Irish folksong arrangements
- Irish Melodies, new arrangements for voice and piano of Moore's Melodies (c.1863)
- My Gentle Harp for four voices (c.1863)
- Six Irish Melodies for voice and piano (c.1865)
- The Golden Star for voice and piano (1870)
- The Snowy-Breasted Pearl for voice and piano (1888)

As editor
- Sacred Music of Sir John Stevenson (Dublin, c.1840; 2nd ed. c.1857)
- Hymns as Used in Dublin Churches, ed. with his brothers Francis junior and John (Dublin, c.1858)
- Improved Instructions for the Harmonium with a Selection of Exercises (Dublin, 1859)
- The Organist's Friend. Collection of Voluntaries etc. (Dublin, 1859–77, 1880)
- The Choralist, ed. with Francis Robinson jr (Dublin, c.1865)

==Bibliography==
- "Obituary: Joseph Robinson", in: The Musical Times 39 (September 1898).
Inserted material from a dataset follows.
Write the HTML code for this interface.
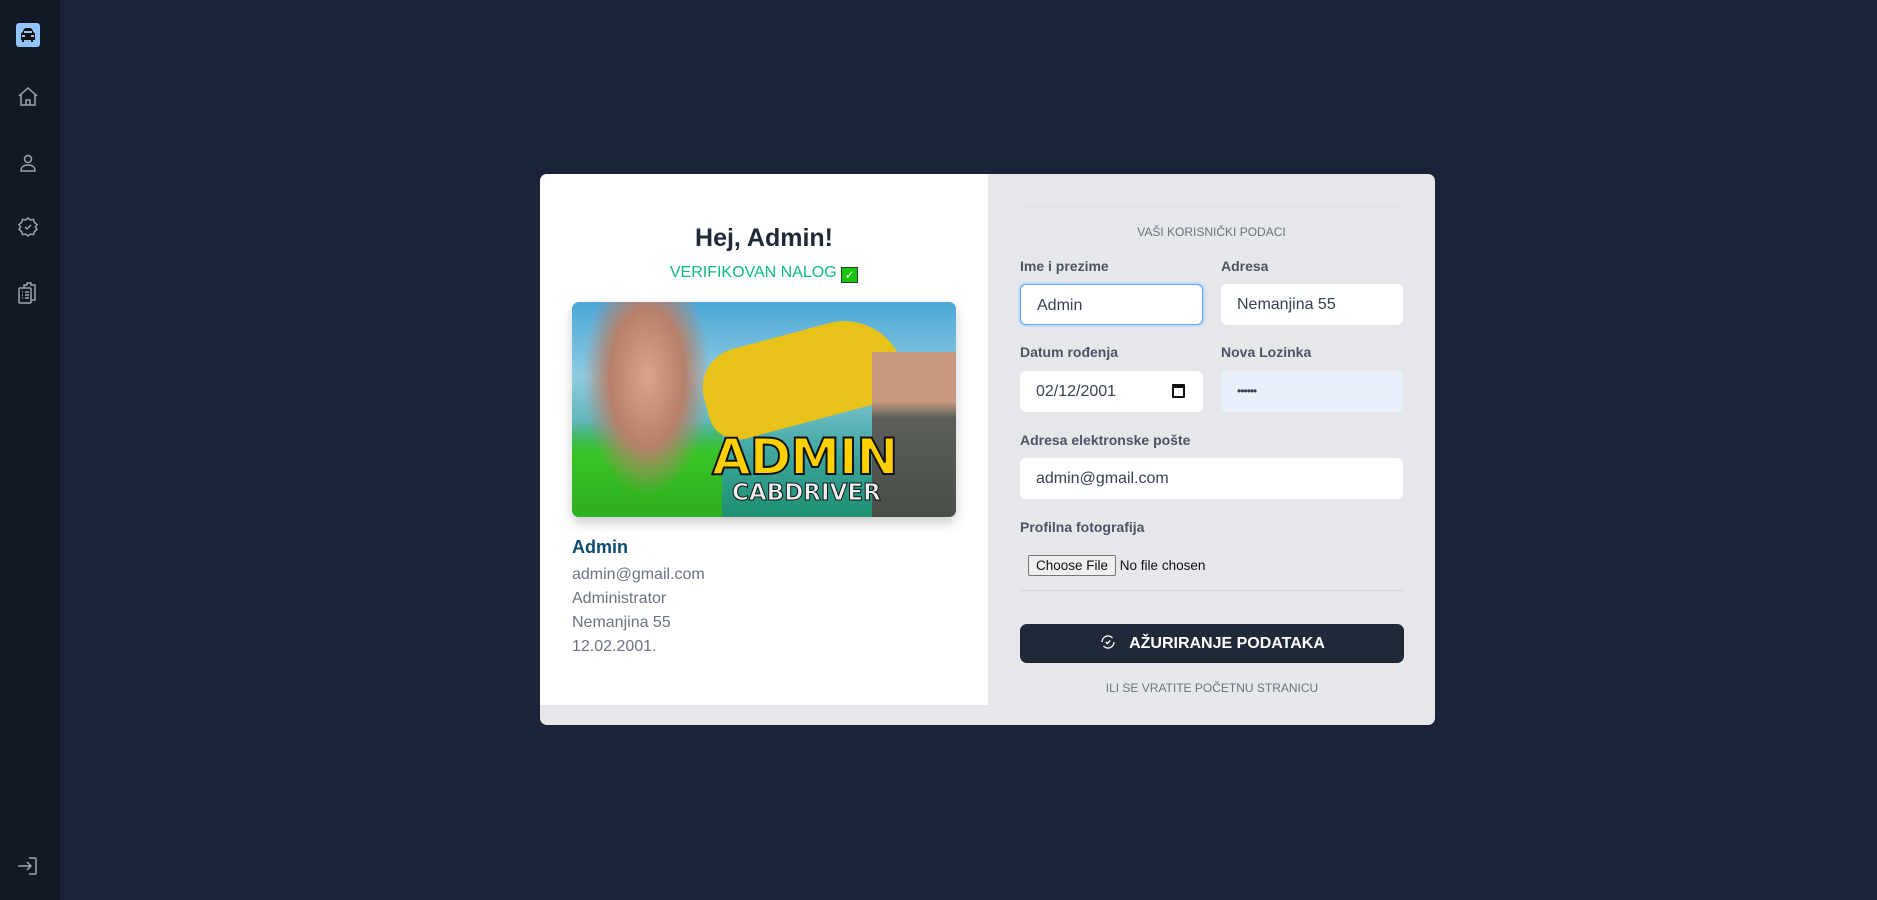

- Charles Villiers Stanford: chapter "Joseph Robinson" in Studies and Memories (London: Archibald Constable & Co., 1908), p. 117–27.
- W.H. Grindle: Irish Cathedral Music (Belfast: Institute of Irish Studies, 1989).
- Barra Boydell: A History of Music at Christ Church Cathedral, Dublin (Woodbridge: Boydell Press, 2004).